* [EXERCISE BRIEF]
Reproduce the listing below exactly, minus its pictures.

## start RECORD EXCERPTS

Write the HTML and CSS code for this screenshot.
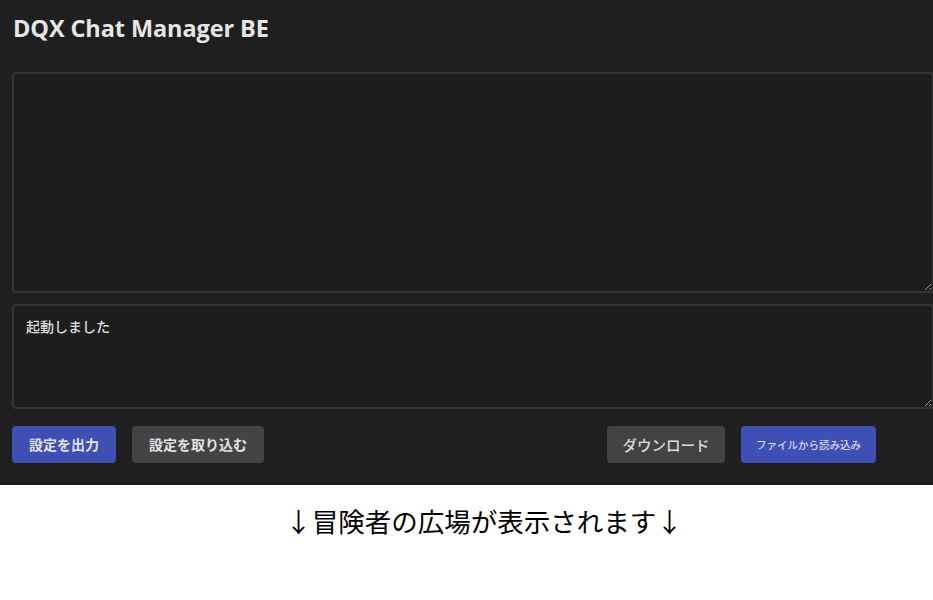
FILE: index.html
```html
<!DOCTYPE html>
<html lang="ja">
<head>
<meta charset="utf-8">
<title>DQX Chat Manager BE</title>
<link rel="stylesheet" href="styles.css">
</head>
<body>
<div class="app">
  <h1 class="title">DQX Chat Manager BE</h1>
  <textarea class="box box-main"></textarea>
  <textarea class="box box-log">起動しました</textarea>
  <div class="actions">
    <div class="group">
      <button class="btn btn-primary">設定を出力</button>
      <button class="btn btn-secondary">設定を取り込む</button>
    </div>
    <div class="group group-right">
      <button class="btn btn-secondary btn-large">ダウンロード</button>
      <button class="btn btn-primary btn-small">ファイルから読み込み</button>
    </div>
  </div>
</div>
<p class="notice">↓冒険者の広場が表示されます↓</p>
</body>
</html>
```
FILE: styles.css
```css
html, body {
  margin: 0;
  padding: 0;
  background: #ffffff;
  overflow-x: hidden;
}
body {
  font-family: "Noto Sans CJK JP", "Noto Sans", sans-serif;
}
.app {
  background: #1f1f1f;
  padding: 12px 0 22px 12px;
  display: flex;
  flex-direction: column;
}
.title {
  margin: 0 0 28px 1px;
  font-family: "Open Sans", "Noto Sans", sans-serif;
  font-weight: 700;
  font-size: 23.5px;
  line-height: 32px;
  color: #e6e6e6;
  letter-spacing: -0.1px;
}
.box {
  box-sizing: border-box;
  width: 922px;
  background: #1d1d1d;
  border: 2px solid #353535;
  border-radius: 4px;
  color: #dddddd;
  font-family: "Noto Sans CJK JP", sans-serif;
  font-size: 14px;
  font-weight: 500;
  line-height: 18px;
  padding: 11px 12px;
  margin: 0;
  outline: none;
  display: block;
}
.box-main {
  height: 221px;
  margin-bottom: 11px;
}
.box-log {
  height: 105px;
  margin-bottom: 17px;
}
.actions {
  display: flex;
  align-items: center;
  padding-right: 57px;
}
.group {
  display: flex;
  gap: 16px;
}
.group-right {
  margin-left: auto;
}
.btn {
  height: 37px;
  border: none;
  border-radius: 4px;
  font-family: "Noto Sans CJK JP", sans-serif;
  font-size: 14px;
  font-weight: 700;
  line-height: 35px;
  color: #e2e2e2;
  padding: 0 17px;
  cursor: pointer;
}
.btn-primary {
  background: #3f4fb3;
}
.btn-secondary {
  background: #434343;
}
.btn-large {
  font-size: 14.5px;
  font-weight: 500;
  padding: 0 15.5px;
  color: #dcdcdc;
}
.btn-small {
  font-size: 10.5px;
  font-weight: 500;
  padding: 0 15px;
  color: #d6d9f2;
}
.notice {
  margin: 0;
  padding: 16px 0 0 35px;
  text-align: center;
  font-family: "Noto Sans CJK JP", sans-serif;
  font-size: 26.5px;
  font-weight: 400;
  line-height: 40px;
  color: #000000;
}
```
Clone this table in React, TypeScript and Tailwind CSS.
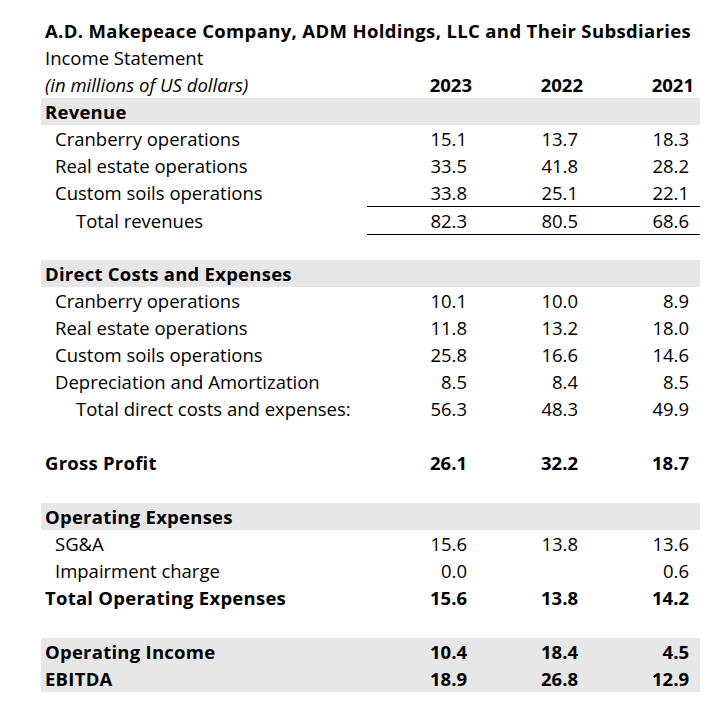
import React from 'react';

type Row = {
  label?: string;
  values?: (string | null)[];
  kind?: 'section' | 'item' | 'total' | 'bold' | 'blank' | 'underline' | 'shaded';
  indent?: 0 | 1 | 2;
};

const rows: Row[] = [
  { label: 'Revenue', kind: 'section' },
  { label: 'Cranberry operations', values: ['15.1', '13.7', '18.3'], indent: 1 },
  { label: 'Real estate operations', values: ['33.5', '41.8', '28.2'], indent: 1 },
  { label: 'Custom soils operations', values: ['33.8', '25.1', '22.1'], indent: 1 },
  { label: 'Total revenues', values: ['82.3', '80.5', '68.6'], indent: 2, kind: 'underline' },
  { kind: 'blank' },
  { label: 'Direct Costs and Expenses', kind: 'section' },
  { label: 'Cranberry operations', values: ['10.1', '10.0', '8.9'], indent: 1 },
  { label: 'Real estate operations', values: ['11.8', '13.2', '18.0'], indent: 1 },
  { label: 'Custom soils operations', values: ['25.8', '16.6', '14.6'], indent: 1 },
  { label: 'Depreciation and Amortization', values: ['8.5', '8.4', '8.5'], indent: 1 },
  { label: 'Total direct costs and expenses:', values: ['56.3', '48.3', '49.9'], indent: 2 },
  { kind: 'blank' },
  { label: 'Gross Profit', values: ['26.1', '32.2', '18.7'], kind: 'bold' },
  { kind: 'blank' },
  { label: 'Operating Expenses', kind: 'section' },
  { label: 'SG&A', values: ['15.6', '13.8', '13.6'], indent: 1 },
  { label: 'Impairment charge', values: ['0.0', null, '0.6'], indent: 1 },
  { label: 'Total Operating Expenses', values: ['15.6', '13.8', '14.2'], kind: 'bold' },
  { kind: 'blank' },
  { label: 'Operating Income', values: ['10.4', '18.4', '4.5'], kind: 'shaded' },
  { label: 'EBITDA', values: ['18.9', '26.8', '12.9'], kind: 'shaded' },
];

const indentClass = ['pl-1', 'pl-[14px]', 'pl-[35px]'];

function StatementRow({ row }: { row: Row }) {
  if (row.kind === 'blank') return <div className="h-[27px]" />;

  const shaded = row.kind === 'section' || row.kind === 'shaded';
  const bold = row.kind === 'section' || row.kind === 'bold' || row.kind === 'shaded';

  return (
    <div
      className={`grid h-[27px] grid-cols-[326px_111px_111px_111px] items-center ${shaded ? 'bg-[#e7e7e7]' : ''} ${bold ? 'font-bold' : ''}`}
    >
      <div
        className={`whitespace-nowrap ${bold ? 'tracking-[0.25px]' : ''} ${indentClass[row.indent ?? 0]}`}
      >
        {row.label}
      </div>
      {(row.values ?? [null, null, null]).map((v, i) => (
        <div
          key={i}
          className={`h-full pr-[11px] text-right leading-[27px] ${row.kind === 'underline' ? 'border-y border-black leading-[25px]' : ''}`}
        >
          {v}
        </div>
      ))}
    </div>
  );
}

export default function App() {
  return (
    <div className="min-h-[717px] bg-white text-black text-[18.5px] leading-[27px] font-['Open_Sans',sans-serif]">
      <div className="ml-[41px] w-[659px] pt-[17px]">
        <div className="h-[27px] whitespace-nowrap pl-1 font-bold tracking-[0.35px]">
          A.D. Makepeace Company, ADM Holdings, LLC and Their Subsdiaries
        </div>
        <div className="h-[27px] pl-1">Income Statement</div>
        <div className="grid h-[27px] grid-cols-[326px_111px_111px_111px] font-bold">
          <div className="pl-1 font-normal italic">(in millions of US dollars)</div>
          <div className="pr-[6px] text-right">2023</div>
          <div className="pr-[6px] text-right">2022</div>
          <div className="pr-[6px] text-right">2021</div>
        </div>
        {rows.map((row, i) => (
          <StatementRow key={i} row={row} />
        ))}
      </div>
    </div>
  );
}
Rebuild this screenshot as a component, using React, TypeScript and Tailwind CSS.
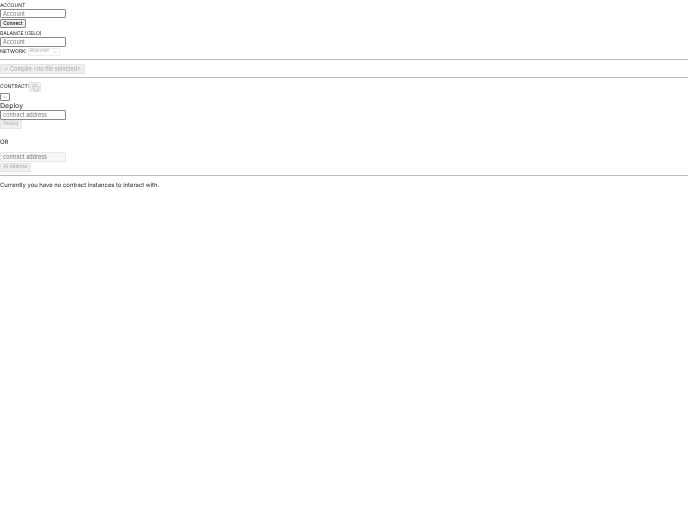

## end RECORD EXCERPTS

* [EXERCISE OUTPUT]
Write the HTML and CSS code for this screenshot.
FILE: index.html
```html
<!DOCTYPE html>
<html lang="ja">
<head>
<meta charset="utf-8">
<title>DQX Chat Manager BE</title>
<link rel="stylesheet" href="styles.css">
</head>
<body>
<div class="app">
  <h1 class="title">DQX Chat Manager BE</h1>
  <textarea class="box box-main"></textarea>
  <textarea class="box box-log">起動しました</textarea>
  <div class="actions">
    <div class="group">
      <button class="btn btn-primary">設定を出力</button>
      <button class="btn btn-secondary">設定を取り込む</button>
    </div>
    <div class="group group-right">
      <button class="btn btn-secondary btn-large">ダウンロード</button>
      <button class="btn btn-primary btn-small">ファイルから読み込み</button>
    </div>
  </div>
</div>
<p class="notice">↓冒険者の広場が表示されます↓</p>
</body>
</html>
```
FILE: styles.css
```css
html, body {
  margin: 0;
  padding: 0;
  background: #ffffff;
  overflow-x: hidden;
}
body {
  font-family: "Noto Sans CJK JP", "Noto Sans", sans-serif;
}
.app {
  background: #1f1f1f;
  padding: 12px 0 22px 12px;
  display: flex;
  flex-direction: column;
}
.title {
  margin: 0 0 28px 1px;
  font-family: "Open Sans", "Noto Sans", sans-serif;
  font-weight: 700;
  font-size: 23.5px;
  line-height: 32px;
  color: #e6e6e6;
  letter-spacing: -0.1px;
}
.box {
  box-sizing: border-box;
  width: 922px;
  background: #1d1d1d;
  border: 2px solid #353535;
  border-radius: 4px;
  color: #dddddd;
  font-family: "Noto Sans CJK JP", sans-serif;
  font-size: 14px;
  font-weight: 500;
  line-height: 18px;
  padding: 11px 12px;
  margin: 0;
  outline: none;
  display: block;
}
.box-main {
  height: 221px;
  margin-bottom: 11px;
}
.box-log {
  height: 105px;
  margin-bottom: 17px;
}
.actions {
  display: flex;
  align-items: center;
  padding-right: 57px;
}
.group {
  display: flex;
  gap: 16px;
}
.group-right {
  margin-left: auto;
}
.btn {
  height: 37px;
  border: none;
  border-radius: 4px;
  font-family: "Noto Sans CJK JP", sans-serif;
  font-size: 14px;
  font-weight: 700;
  line-height: 35px;
  color: #e2e2e2;
  padding: 0 17px;
  cursor: pointer;
}
.btn-primary {
  background: #3f4fb3;
}
.btn-secondary {
  background: #434343;
}
.btn-large {
  font-size: 14.5px;
  font-weight: 500;
  padding: 0 15.5px;
  color: #dcdcdc;
}
.btn-small {
  font-size: 10.5px;
  font-weight: 500;
  padding: 0 15px;
  color: #d6d9f2;
}
.notice {
  margin: 0;
  padding: 16px 0 0 35px;
  text-align: center;
  font-family: "Noto Sans CJK JP", sans-serif;
  font-size: 26.5px;
  font-weight: 400;
  line-height: 40px;
  color: #000000;
}
```
Clone this table in React, TypeScript and Tailwind CSS.
import React from 'react';

type Row = {
  label?: string;
  values?: (string | null)[];
  kind?: 'section' | 'item' | 'total' | 'bold' | 'blank' | 'underline' | 'shaded';
  indent?: 0 | 1 | 2;
};

const rows: Row[] = [
  { label: 'Revenue', kind: 'section' },
  { label: 'Cranberry operations', values: ['15.1', '13.7', '18.3'], indent: 1 },
  { label: 'Real estate operations', values: ['33.5', '41.8', '28.2'], indent: 1 },
  { label: 'Custom soils operations', values: ['33.8', '25.1', '22.1'], indent: 1 },
  { label: 'Total revenues', values: ['82.3', '80.5', '68.6'], indent: 2, kind: 'underline' },
  { kind: 'blank' },
  { label: 'Direct Costs and Expenses', kind: 'section' },
  { label: 'Cranberry operations', values: ['10.1', '10.0', '8.9'], indent: 1 },
  { label: 'Real estate operations', values: ['11.8', '13.2', '18.0'], indent: 1 },
  { label: 'Custom soils operations', values: ['25.8', '16.6', '14.6'], indent: 1 },
  { label: 'Depreciation and Amortization', values: ['8.5', '8.4', '8.5'], indent: 1 },
  { label: 'Total direct costs and expenses:', values: ['56.3', '48.3', '49.9'], indent: 2 },
  { kind: 'blank' },
  { label: 'Gross Profit', values: ['26.1', '32.2', '18.7'], kind: 'bold' },
  { kind: 'blank' },
  { label: 'Operating Expenses', kind: 'section' },
  { label: 'SG&A', values: ['15.6', '13.8', '13.6'], indent: 1 },
  { label: 'Impairment charge', values: ['0.0', null, '0.6'], indent: 1 },
  { label: 'Total Operating Expenses', values: ['15.6', '13.8', '14.2'], kind: 'bold' },
  { kind: 'blank' },
  { label: 'Operating Income', values: ['10.4', '18.4', '4.5'], kind: 'shaded' },
  { label: 'EBITDA', values: ['18.9', '26.8', '12.9'], kind: 'shaded' },
];

const indentClass = ['pl-1', 'pl-[14px]', 'pl-[35px]'];

function StatementRow({ row }: { row: Row }) {
  if (row.kind === 'blank') return <div className="h-[27px]" />;

  const shaded = row.kind === 'section' || row.kind === 'shaded';
  const bold = row.kind === 'section' || row.kind === 'bold' || row.kind === 'shaded';

  return (
    <div
      className={`grid h-[27px] grid-cols-[326px_111px_111px_111px] items-center ${shaded ? 'bg-[#e7e7e7]' : ''} ${bold ? 'font-bold' : ''}`}
    >
      <div
        className={`whitespace-nowrap ${bold ? 'tracking-[0.25px]' : ''} ${indentClass[row.indent ?? 0]}`}
      >
        {row.label}
      </div>
      {(row.values ?? [null, null, null]).map((v, i) => (
        <div
          key={i}
          className={`h-full pr-[11px] text-right leading-[27px] ${row.kind === 'underline' ? 'border-y border-black leading-[25px]' : ''}`}
        >
          {v}
        </div>
      ))}
    </div>
  );
}

export default function App() {
  return (
    <div className="min-h-[717px] bg-white text-black text-[18.5px] leading-[27px] font-['Open_Sans',sans-serif]">
      <div className="ml-[41px] w-[659px] pt-[17px]">
        <div className="h-[27px] whitespace-nowrap pl-1 font-bold tracking-[0.35px]">
          A.D. Makepeace Company, ADM Holdings, LLC and Their Subsdiaries
        </div>
        <div className="h-[27px] pl-1">Income Statement</div>
        <div className="grid h-[27px] grid-cols-[326px_111px_111px_111px] font-bold">
          <div className="pl-1 font-normal italic">(in millions of US dollars)</div>
          <div className="pr-[6px] text-right">2023</div>
          <div className="pr-[6px] text-right">2022</div>
          <div className="pr-[6px] text-right">2021</div>
        </div>
        {rows.map((row, i) => (
          <StatementRow key={i} row={row} />
        ))}
      </div>
    </div>
  );
}
Rebuild this screenshot as a component, using React, TypeScript and Tailwind CSS.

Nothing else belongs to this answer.